P.S. This example was motivated by an exercise for one of the workshops I give.

Appendix: The R code.

# Contrived example to illustrate that ESS of combination of parameters
# can be different that ESS of individual parameters.
library(coda)
# First example.
set.seed(47405)
nstep = 1000
x = rnorm(nstep)
effectiveSize(x)
xmy = x
xmy[2:nstep] = xmy[2:nstep] + 1.0 * xmy[1:(nstep-1)]
effectiveSize(xmy)
xpy = rnorm(length(x))
muOne = xpy - xmy
muTwo = xpy + xmy
effectiveSize(muOne)
effectiveSize(muTwo)
effectiveSize(muOne-muTwo)
# Plot result:
layout(matrix(1:2,nrow=1))
par(pty="s")
plot( muOne , muTwo , type="o" , asp=1 ,
xlab=bquote(mu) , ylab=bquote(mu) ,
main=bquote(atop(
list(
ESS[mu]==.(round(effectiveSize(muOne),0)) ,
ESS[mu]==.(round(effectiveSize(muTwo),0)) ) ,
list(
ESS[mu-mu]==.(round(effectiveSize(muOne-muTwo),0)) ,
ESS[mu+mu]==.(round(effectiveSize(muOne+muTwo),0)) )
)) ,
cex.lab=1.5 , cex.main=1.0 )
text( min(muOne) , min(muTwo) , adj=c(0,0) ,
labels=bquote(r[list(mu,mu)]==.(round(cor(muOne,muTwo),2))) )
# Second example:
set.seed(47405)
nstep=1000
muOne = rnorm(nstep)
muTwo = -0.35*muOne + rnorm(nstep)
effectiveSize(muOne)
effectiveSize(muTwo)
effectiveSize(muOne-muTwo)
# Plot result:
plot( muOne , muTwo , type="o" , asp=1 ,
xlab=bquote(mu) , ylab=bquote(mu) ,
main=bquote(atop(
list(
ESS[mu]==.(round(effectiveSize(muOne),0)) ,
ESS[mu]==.(round(effectiveSize(muTwo),0)) ) ,
list(
ESS[mu-mu]==.(round(effectiveSize(muOne-muTwo),0)) ,
ESS[mu+mu]==.(round(effectiveSize(muOne+muTwo),0)) )
)) ,
cex.lab=1.5 , cex.main=1.0 )
text( min(muOne) , min(muTwo) , adj=c(0,0) ,
labels=bquote(r[list(mu,mu)]==.(round(cor(muOne,muTwo),2))) )

1. Interesting and useful post.

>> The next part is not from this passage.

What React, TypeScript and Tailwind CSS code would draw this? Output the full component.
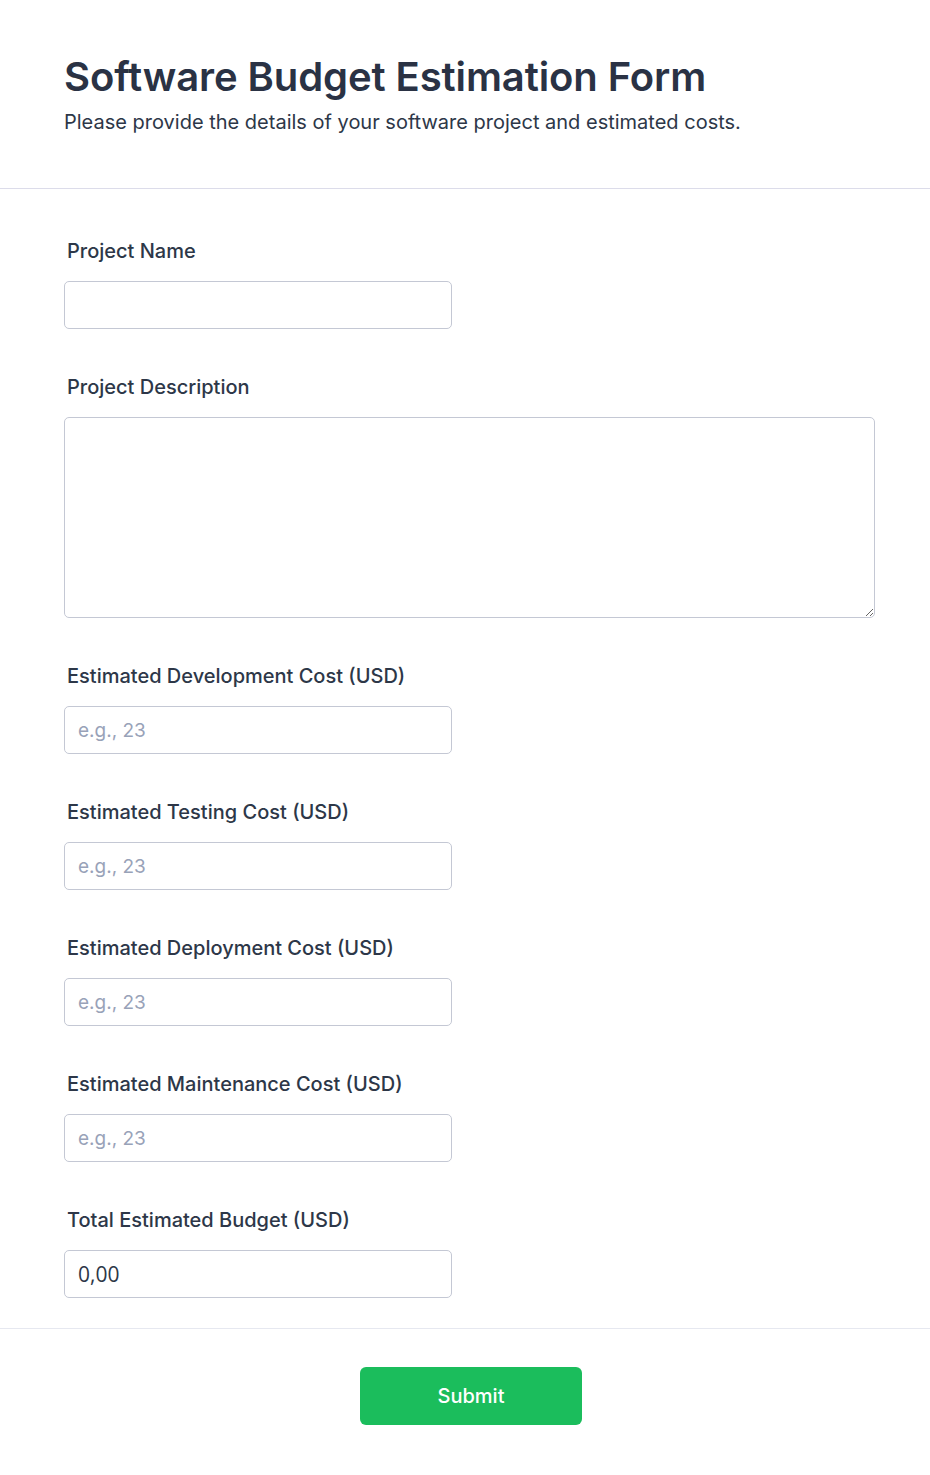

It is also nice to see your recommendation of at least 10,000 effective samples. I feel much MCMC analysis is done with too few Monte Carlo samples.

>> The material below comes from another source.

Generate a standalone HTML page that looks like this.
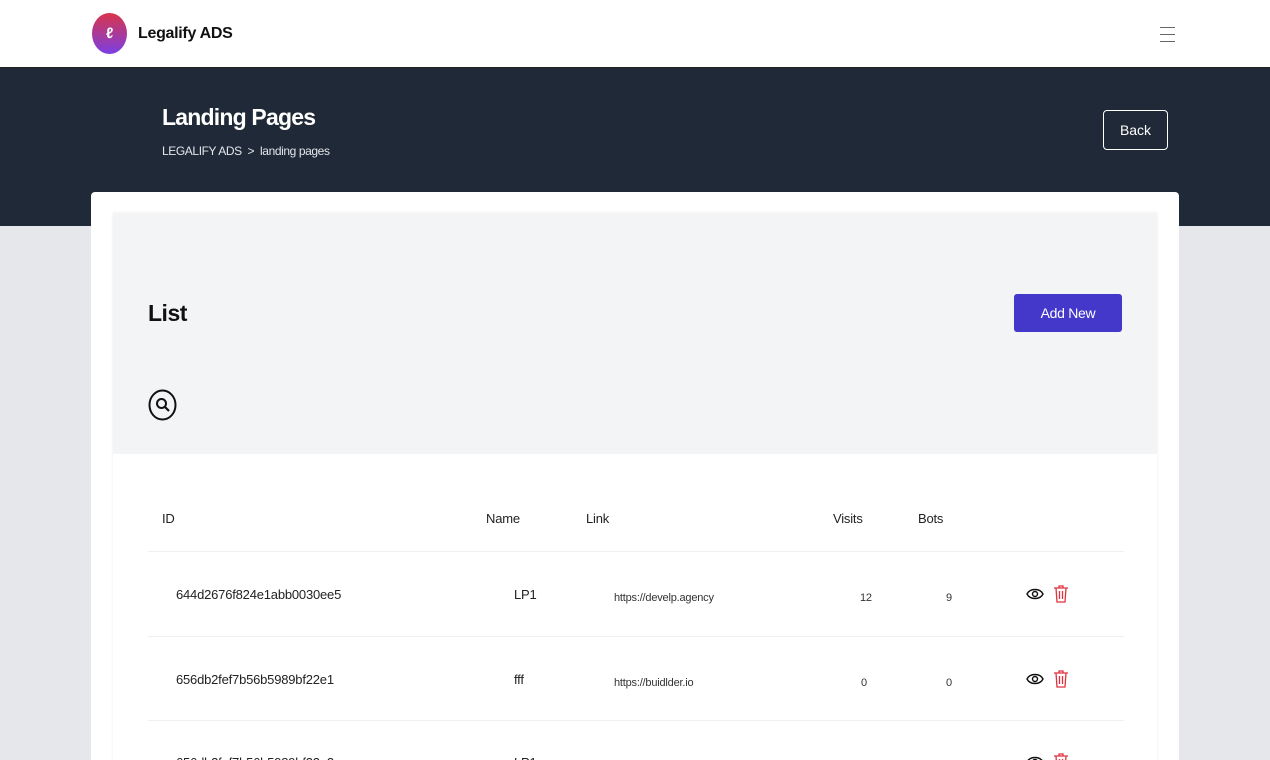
<!DOCTYPE html>
<html style="width:1270px;height:760px;overflow:hidden"><head><meta charset="utf-8"><style>
*{margin:0;padding:0;box-sizing:border-box}
body{width:1270px;height:760px;overflow:hidden;background:#e5e7eb;font-family:"Liberation Sans",sans-serif;position:relative;color:#111}
.top{position:absolute;left:0;top:0;width:1270px;height:68px;background:#fff;border-bottom:1px solid #222}
.logo{position:absolute;left:92px;top:13px;width:35px;height:41px;border-radius:50%;background:linear-gradient(180deg,#d9344a,#7b3fe4);color:#fff;font-weight:bold;font-size:15px;text-align:center;line-height:41px}
.brand{position:absolute;left:138px;top:25px;font-size:16px;font-weight:bold;color:#111;letter-spacing:-0.3px}
.ham{position:absolute;left:1160px;top:27px;width:15px}
.ham i{display:block;height:1px;background:#666;margin-bottom:6px}
.hero{position:absolute;left:0;top:68px;width:1270px;height:158px;background:#1f2937}
.h1{position:absolute;left:162px;top:104px;font-size:23px;font-weight:bold;color:#fff;letter-spacing:-0.8px}
.bc{position:absolute;left:162px;top:144px;font-size:12px;color:#e5e7eb;letter-spacing:-0.4px}
.back{position:absolute;left:1103px;top:110px;width:65px;height:40px;border:1px solid #fff;border-radius:4px;color:#fff;font-size:14px;text-align:center;line-height:38px}
.card{position:absolute;left:91px;top:192px;width:1088px;height:600px;background:#fff;border-radius:4px}
.inner{position:absolute;left:113px;top:213px;width:1044px;height:600px;background:#fff;box-shadow:0 0 3px rgba(0,0,0,.08)}
.head{position:absolute;left:113px;top:213px;width:1044px;height:241px;background:#f3f4f6}
.list{position:absolute;left:148px;top:300px;font-size:23px;font-weight:bold;letter-spacing:-0.5px}
.add{position:absolute;left:1014px;top:294px;width:108px;height:38px;background:#4338ca;border-radius:3px;color:#fff;font-size:14px;text-align:center;line-height:38px;letter-spacing:-0.3px}
.t{position:absolute;font-size:13px;color:#222;letter-spacing:-0.2px}
.s{font-size:11px;color:#333}
.line{position:absolute;left:148px;width:976px;height:1px;background:#f0f0f0}
</style></head><body>
<div class="top"><div class="logo">ℓ</div><div class="brand">Legalify ADS</div>
<div class="ham"><i></i><i></i><i></i></div></div>
<div class="hero"></div>
<div class="h1">Landing Pages</div>
<div class="bc">LEGALIFY ADS &nbsp;&gt;&nbsp; landing pages</div>
<div class="back">Back</div>
<div class="card"></div>
<div class="inner"></div>
<div class="head"></div>
<div class="list">List</div>
<div class="add">Add New</div>
<svg style="position:absolute;left:148px;top:389px" width="29" height="32" viewBox="0 0 29 32"><ellipse cx="14.5" cy="16" rx="13" ry="14.5" fill="none" stroke="#111" stroke-width="2"/><circle cx="13.5" cy="14.5" r="4.5" fill="none" stroke="#111" stroke-width="2"/><path d="M17 18l4 4" stroke="#111" stroke-width="2.2"/></svg>
<div class="t" style="left:162px;top:511px">ID</div>
<div class="t" style="left:486px;top:511px">Name</div>
<div class="t" style="left:586px;top:511px">Link</div>
<div class="t" style="left:833px;top:511px">Visits</div>
<div class="t" style="left:918px;top:511px">Bots</div>
<div class="line" style="top:551px"></div>
<div class="t" style="left:176px;top:587px">644d2676f824e1abb0030ee5</div>
<div class="t" style="left:514px;top:587px">LP1</div>
<div class="t s" style="left:614px;top:592px">https://develp.agency</div>
<div class="t s" style="left:860px;top:592px">12</div>
<div class="t s" style="left:946px;top:592px">9</div>
<div class="line" style="top:636px"></div>
<div class="t" style="left:176px;top:672px">656db2fef7b56b5989bf22e1</div>
<div class="t" style="left:514px;top:672px">fff</div>
<div class="t s" style="left:614px;top:677px">https://buidlder.io</div>
<div class="t s" style="left:861px;top:677px">0</div>
<div class="t s" style="left:946px;top:677px">0</div>
<div class="line" style="top:720px"></div>
<div class="t" style="left:176px;top:755px">656db2fef7b56b5989bf22e2</div>
<div class="t" style="left:514px;top:755px">LP1</div>
<svg width="0" height="0" style="position:absolute"><defs>
<g id="eye"><path d="M1 8c3-6 13-6 16 0c-3 6-13 6-16 0z" fill="none" stroke="#111" stroke-width="1.4"/><circle cx="9" cy="8" r="2.5" fill="none" stroke="#111" stroke-width="1.4"/></g>
<g id="bin" fill="none" stroke="#e0323c" stroke-width="1.3"><path d="M1 4h14M6 4V2h4v2M3 4l1 14h8l1-14M6.5 7v8M9.5 7v8"/></g></defs></svg>
<svg style="position:absolute;left:1026px;top:586px" width="18" height="16"><use href="#eye"/></svg>
<svg style="position:absolute;left:1053px;top:584px" width="16" height="20"><use href="#bin"/></svg>
<svg style="position:absolute;left:1026px;top:671px" width="18" height="16"><use href="#eye"/></svg>
<svg style="position:absolute;left:1053px;top:669px" width="16" height="20"><use href="#bin"/></svg>
<svg style="position:absolute;left:1026px;top:754px" width="18" height="16"><use href="#eye"/></svg>
<svg style="position:absolute;left:1053px;top:752px" width="16" height="20"><use href="#bin"/></svg>
</body></html>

If interest is in estimating a contrast of the posterior parameters, (even if its of large dimension) it would be more appropriate to look at an estimate of ESS that takes correlations across components into account. This recent paper allows you to do that (http://arxiv.org/abs/1512.07713), by estimating the asymptotic covariance matrix of the estimates. The paper also gives a lower bound on the number of effective samples to guarantee precision in the estimates. I think you will find that section interesting and relevant.

You can find codes for this in the R package mcmcse.

2. Dear Dootika:

My reasons for recommending ESS >= 10,000 for any relevant parameter or contrast are explained in Section 7.5.2, specifically p. 184, of DBDA2E. Essentially, if the goal is a stable estimate of the 95% HDI limits, a large ESS is needed. The material in Section 7.5.2 illustrates the degree MCMC "wobble" in 95% HDI limits when ESS=10,000.

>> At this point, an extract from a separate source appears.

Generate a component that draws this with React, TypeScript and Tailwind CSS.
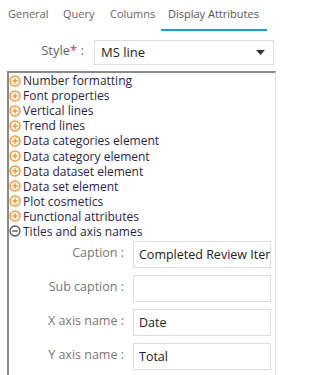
import React from "react";

const font = { fontFamily: '"Open Sans", "Noto Sans", sans-serif' };

function PlusIcon() {
  return (
    <svg width="12" height="12" viewBox="0 0 12 12" className="shrink-0">
      <circle cx="6" cy="6" r="5" fill="none" stroke="#f39a3c" strokeWidth="1.5" />
      <path d="M3.2 6h5.6M6 3.2v5.6" stroke="#f39a3c" strokeWidth="1.5" />
    </svg>
  );
}

function MinusIcon() {
  return (
    <svg width="12" height="12" viewBox="0 0 12 12" className="shrink-0">
      <circle cx="6" cy="6" r="5" fill="none" stroke="#555" strokeWidth="1.3" />
      <path d="M3.2 6h5.6" stroke="#555" strokeWidth="1.4" />
    </svg>
  );
}

const items = [
  "Number formatting",
  "Font properties",
  "Vertical lines",
  "Trend lines",
  "Data categories element",
  "Data category element",
  "Data dataset element",
  "Data set element",
  "Plot cosmetics",
  "Functional attributes",
];

const fields = [
  { label: "Caption", value: "Completed Review Items" },
  { label: "Sub caption", value: "" },
  { label: "X axis name", value: "Date" },
  { label: "Y axis name", value: "Total" },
];

export default function App() {
  return (
    <div className="w-[336px] h-[375px] bg-white overflow-hidden" style={font}>
      {/* Tabs */}
      <div className="flex items-end h-[31px] text-[11px] text-[#666] whitespace-nowrap">
        <div className="pl-[8px] w-[55px] pb-[9px]">General</div>
        <div className="pl-[8px] w-[46px] pb-[9px]">Query</div>
        <div className="pl-[9px] w-[52px] pb-[9px]">Columns</div>
        <div className="ml-[8px] w-[106px] pl-[7px] pb-[7px] border-b-2 border-[#1d9bd6] text-[#555]">
          Display Attributes
        </div>
      </div>

      {/* Style row */}
      <div className="flex items-center mt-[9px] h-[25px]">
        <div className="w-[86px] text-right text-[13px] text-[#666] pr-[2px] -mt-[3px]">
          Style<span className="text-[#c0306a]">*</span> :
        </div>
        <div className="ml-[8px] w-[180px] h-[25px] border border-[#ddd] flex items-center justify-between pl-[6px] pr-[8px]">
          <span className="text-[13px] text-[#222]">MS line</span>
          <svg width="9" height="6" viewBox="0 0 9 6">
            <path d="M0 0h9L4.5 5z" fill="#333" />
          </svg>
        </div>
      </div>

      {/* Panel */}
      <div className="ml-[7px] mt-[6px] w-[269px] h-[320px] border-l-2 border-t-2 border-l-[#8a8a8a] border-t-[#8a8a8a] border-r border-r-[#ddd]">
        <div className="text-[12px] text-[#26264a]">
          {items.map((t) => (
            <div key={t} className="flex items-center gap-[2px] h-[15.1px] leading-[15px]">
              <PlusIcon />
              <span className="leading-[15px]">{t}</span>
            </div>
          ))}
          <div className="flex items-center gap-[2px] h-[15.1px] leading-[15px]">
            <MinusIcon />
            <span className="leading-[15px]">Titles and axis names</span>
          </div>
        </div>

        <div className="flex flex-col gap-[7px] mt-[2px]">
          {fields.map((f) => (
            <div key={f.label} className="flex items-start">
              <div className="w-[116px] text-right text-[12.5px] text-[#777] pt-[3px] pr-[1px] whitespace-nowrap">
                {f.label} :
              </div>
              <div className="ml-[8px] w-[138px] h-[27px] border border-[#ddd] flex items-center pl-[5px] overflow-hidden whitespace-nowrap">
                <span className="text-[12.5px] text-[#222] mt-[2px]">{f.value}</span>
              </div>
            </div>
          ))}
        </div>
      </div>
    </div>
  );
}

In all of the functions of DBDA2E (such as smryMCMC and plotPost) the ESS of the MCMC chain is returned. So, if a user computes mu1-mu2, the ESS of the difference is explicitly returned. It can be quite surprising that ESS of combinations of parameters is very different that ESS of the separate parameters --- regardless of the correlations of the parameters in the posterior distribution.

3. That exact same idea of making sure the 95% intervals are stable is used to create lower bound in the paper. Depending on how much "wobble" you are willing to afford, you get different lower bounds. But the numbers are comparable to 10,000 so certain levels of precision.

It is actually not surprising to me that ESS of combinations is very different from ESS of individuals. This has been my experience with ESS so far, that it is (as it should be) heavily dependent upon the function you are estimating.

4. Right, "surprise" is relative to one's current intuition, and intuition is always based on one's current background knowledge and experience. It can be surprising to newcomers to MCMC methods that ESS can be so different for combinations of parameters and component parameters, presumably because newcomers have a latent (and wrong) intuition about independence of MCMC steps for different parameters. But once you see examples to the contrary, and think about it, it's not so surprising anymore. One's intuitions become re-educated.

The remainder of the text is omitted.